The Fontaine de la Justice (1545-1547), the Fontaine du Banneret (1581), and the Fontaine du Griffon (1664), which have been restored to their original glory.

Next to the Château, on the spacious square, you will find the Collégiale church (open daily 8am–6pm). This huge yellow building, a wonderful example of early Gothic, was begun in 1185. The Collegial Church, served by a College of Canons and dedicated to the Virgin, was consecrated in 1276. If you walk from Rue du Château, the stairs bring you up to the east end of the church, with its three Norman apses. The main entrance, from the Château side, is crowned by a giant rose window of stained glass. Within the vaulted interior, the nave brings you to the glowing transept, lit by a lantern tower, and the unique Cenotaph of the Counts of Neuchâtel on the north wall of the choir. Begun in 1372, and the only monument of its kind outside Italy, this amazing monument comprises fifteen near-lifesize painted statues of various knights and ladies from Neuchâtel’s past, framed by 15th-century arches and gables.

The medieval Tour des Prisons, or Prison Tower, which is open from 6 a.m. to 6 p.m. between April 1 and September 30.
Lot's of fun options! I think we need to plan another trip to do the things we don't get done this time around!!

2 comments:

Michele said...

It all looks so cool.
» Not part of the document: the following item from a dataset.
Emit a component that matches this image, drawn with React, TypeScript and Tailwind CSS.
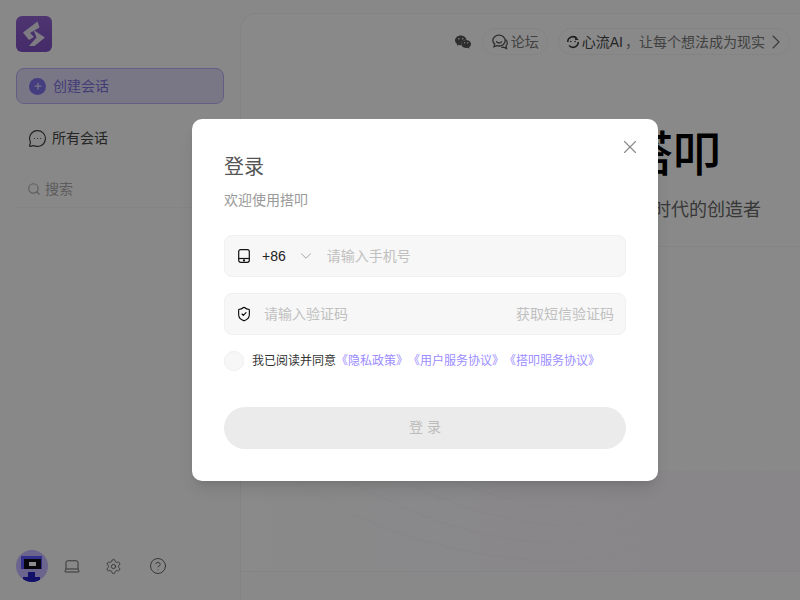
import { ChevronDown, ChevronRight, CircleHelp, Laptop, MessageCircleMore, Search, Settings, ShieldCheck, X, Plus } from "lucide-react";
import { SiWechat } from "react-icons/si";

const font = "font-['Liberation_Sans','Noto_Sans_CJK_SC',sans-serif]";

function Logo() {
  return (
    <div className="w-9 h-9 rounded-md bg-gradient-to-b from-[#8e62ce] to-[#7d4fc0] flex items-center justify-center">
      <svg width="36" height="36" viewBox="0 0 36 36">
        <path d="M21.500 5.500 L23.500 11.500 L14 17 L18 21 L13 24 L7 16.500 Z" fill="#e6e0ef" />
        <path d="M17.500 14 L29 21.500 L18.500 30 L13 30 L20.500 21.500 Z" fill="#e6e0ef" />
      </svg>
    </div>
  );
}

function Avatar() {
  return (
    <div className="w-8 h-8 rounded-full bg-[#c4b6ff] overflow-hidden flex items-center justify-center">
      <svg width="32" height="32" viewBox="0 0 32 32" shapeRendering="crispEdges">
        <rect x="5" y="6" width="21" height="13" fill="#5a55ff" />
        <rect x="8" y="9" width="17" height="10" fill="#0b0b14" />
        <rect x="13" y="12" width="7" height="4" fill="#ffffff" />
        <rect x="12" y="22" width="7" height="6" fill="#2220c0" />
        <rect x="7" y="27" width="17" height="5" fill="#2220c0" />
      </svg>
    </div>
  );
}

function ForumIcon() {
  return (
    <svg width="18" height="18" viewBox="0 0 18 18" fill="none" stroke="#555" strokeWidth="1.300">
      <path d="M8 2.200c3.400 0 6.200 2.400 6.200 5.400s-2.800 5.400-6.200 5.400c-.8 0-1.500-.1-2.200-.4L3 13.600l.7-2.500C2.500 10.100 1.800 8.900 1.800 7.600c0-3 2.800-5.400 6.200-5.400z" />
      <path d="M5.500 8.800c.7.8 1.600 1.200 2.600 1.200s1.900-.4 2.500-1.200" strokeLinecap="round" />
      <path d="M14.500 6.500c1.100.8 1.800 2 1.800 3.400 0 1.100-.5 2.200-1.300 3l.6 2.700-3-1.400c-.8.200-1.500.2-2.300.1" />
    </svg>
  );
}

function FlowIcon() {
  return (
    <svg width="14" height="14" viewBox="0 0 16 16" fill="none" stroke="#3a3a3a" strokeWidth="1.800">
      <path d="M2 8a6 6 0 0 1 10.500-4" />
      <path d="M14 8a6 6 0 0 1-10.500 4" />
      <path d="M5.500 7.500h.01M10.500 7.500h.01" strokeLinecap="round" />
      <path d="M11 2v3h3" strokeWidth="1.200" />
    </svg>
  );
}

function PhoneIcon() {
  return (
    <svg width="12" height="14" viewBox="0 0 12 14" fill="none" stroke="#111" strokeWidth="1.200">
      <rect x=".7" y=".7" width="10.600" height="12.600" rx="2" />
      <path d="M.7 9.500h10.600" />
      <circle cx="6" cy="11.400" r=".5" fill="#111" />
    </svg>
  );
}

function Waves() {
  return (
    <svg className="w-full h-full" viewBox="0 0 559 100" preserveAspectRatio="none" fill="none" stroke="#f6f3f8" strokeWidth="1">
      <path d="M40 0C120 60 220 85 300 90S480 50 520 0" />
      <path d="M90 0C170 45 240 70 310 72S440 40 480 0" />
      <path d="M140 0C200 30 260 52 315 54S410 30 440 0" />
      <path d="M190 0C230 18 280 36 320 36S380 20 400 0" />
    </svg>
  );
}

export default function App() {
  return (
    <div className={`relative w-[800px] h-[600px] overflow-hidden bg-[#f8f8f8] flex ${font}`}>
      <aside className="w-[240px] shrink-0 flex flex-col pt-4 px-4 pb-[18px]">
        <Logo />
        <button className="mt-4 h-9 w-52 rounded-lg border border-[#b5aef0] bg-[#dcd7f3] flex items-center pl-3 gap-[7px] text-sm text-[#7a70d8]">
          <span className="w-[17px] h-[17px] rounded-full bg-[#7c6fe8] flex items-center justify-center">
            <Plus size={10} color="#ddd8f8" strokeWidth={3} />
          </span>
          创建会话
        </button>
        <div className="mt-4 h-9 pl-3 flex items-center gap-[5px] text-sm text-[#444]">
          <MessageCircleMore size={19} strokeWidth={1.500} />
          所有会话
        </div>
        <div className="mt-4 h-9 pl-[11px] w-[224px] -mr-4 pb-[2px] flex items-center gap-1 border-b border-[#f0f0f0] text-sm text-[#aaa]">
          <Search size={14} />
          搜索
        </div>
        <div className="mt-auto flex items-center">
          <Avatar />
          <Laptop size={18} strokeWidth={1.200} color="#555" className="ml-[15px]" />
          <Settings size={17} strokeWidth={1.200} color="#555" className="ml-[24px]" />
          <CircleHelp size={18} strokeWidth={1.200} color="#555" className="ml-[27px]" />
        </div>
      </aside>
      <main className="flex-1 mt-[13px] rounded-tl-2xl border-l border-t border-[#eeeeee] bg-[#fafafa] flex flex-col overflow-hidden">
        <header className="flex justify-end items-center h-[46px] pt-[9px] pr-[10px] gap-[10px]">
          <SiWechat size={16} color="#555" className="mr-[1px]" />
          <div className="h-[27px] pl-2 pr-2 rounded-full border border-[#eeeeee] flex items-center gap-[2px] text-sm text-[#777]">
            <ForumIcon />
            论坛
          </div>
          <div className="h-[27px] pl-[7px] pr-[1px] rounded-full border border-[#eeeeee] flex items-center gap-[2px] text-sm text-[#777]">
            <FlowIcon />
            <span className="text-[#444]">心流AI</span>，让每个想法成为现实
            <ChevronRight size={24} strokeWidth={1.100} color="#666" className="-ml-[3px]" />
          </div>
        </header>
        <div className="h-[187px] border-b border-[#f0f0f0] flex flex-col items-end">
          <h1 className="mt-[63px] mr-[79px] text-5xl leading-[64px] font-medium text-black">搭叩</h1>
          <p className="mt-[11px] mr-[39px] text-lg leading-6 text-[#666]">成为 AI 时代的创造者</p>
        </div>
        <div className="h-[325px] border-b border-[#f0f0f0] flex flex-col justify-end">
          <div className="h-[100px] bg-gradient-to-r from-[#fbfbfb] via-[#f9f6fb] to-[#f8f4fa]">
            <Waves />
          </div>
        </div>
      </main>

      <div className="absolute inset-0 bg-black/45 flex items-center justify-center pl-[50px]">
        <div className="relative w-[466px] h-[362px] shrink-0 rounded-[10px] bg-white shadow-lg px-8 pt-[31px]">
          <X size={22} strokeWidth={1.200} color="#888" className="absolute top-[17px] right-[17px]" />
          <h2 className="text-xl leading-[34px] text-[#555]">登录</h2>
          <p className="mt-[4px] text-sm leading-[24px] text-[#999]">欢迎使用搭叩</p>
          <div className="mt-[23px] h-[42px] rounded-lg border border-[#f0f0f0] bg-[#f7f7f7] flex items-center pl-[13px] text-sm">
            <PhoneIcon />
            <span className="ml-[12px] text-[#222]">+86</span>
            <ChevronDown size={18} strokeWidth={1} color="#888" className="ml-[11px]" />
            <input className="ml-[12px] flex-1 bg-transparent outline-none placeholder:text-[#c0c0c0]" placeholder="请输入手机号" />
          </div>
          <div className="mt-4 h-[42px] rounded-lg border border-[#f0f0f0] bg-[#f7f7f7] flex items-center pl-[11px] pr-[11px] text-sm">
            <ShieldCheck size={16} strokeWidth={1.600} color="#000" />
            <input className="ml-[12px] flex-1 bg-transparent outline-none placeholder:text-[#c0c0c0]" placeholder="请输入验证码" />
            <span className="text-[#c0c0c0]">获取短信验证码</span>
          </div>
          <div className="mt-4 h-5 flex items-center text-xs">
            <span className="w-5 h-5 rounded-full border border-[#eeeeee] bg-[#f7f7f7]" />
            <span className="ml-2 text-[#333]">我已阅读并同意</span>
            <span className="text-[#9b8cff] [text-spacing-trim:space-all]">《隐私政策》</span>
            <span className="text-[#9b8cff] [text-spacing-trim:space-all]">《用户服务协议》</span>
            <span className="text-[#9b8cff] [text-spacing-trim:space-all]">《搭叩服务协议》</span>
          </div>
          <button className="mt-9 w-full h-[42px] pb-[2px] rounded-full bg-[#ebebeb] text-sm text-[#bbb]">登 录</button>
        </div>
      </div>
    </div>
  );
}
I can't wait!!

Jackie said...

We have managed to get a contact for mom to do family geneology stuff! It is a woman who lives near LeLocle and has a friend who works in the courthouse (or whatever their equivalent is that has all the local records). We did some emailing back and forth and now have mom and her in direct contact via email. So, that should be cool! The woman has done some similar type of research as she is adopted and researched to find her real family. She seem very excited to help mom and seems to agree with all of us that this is a trip of a lifetime!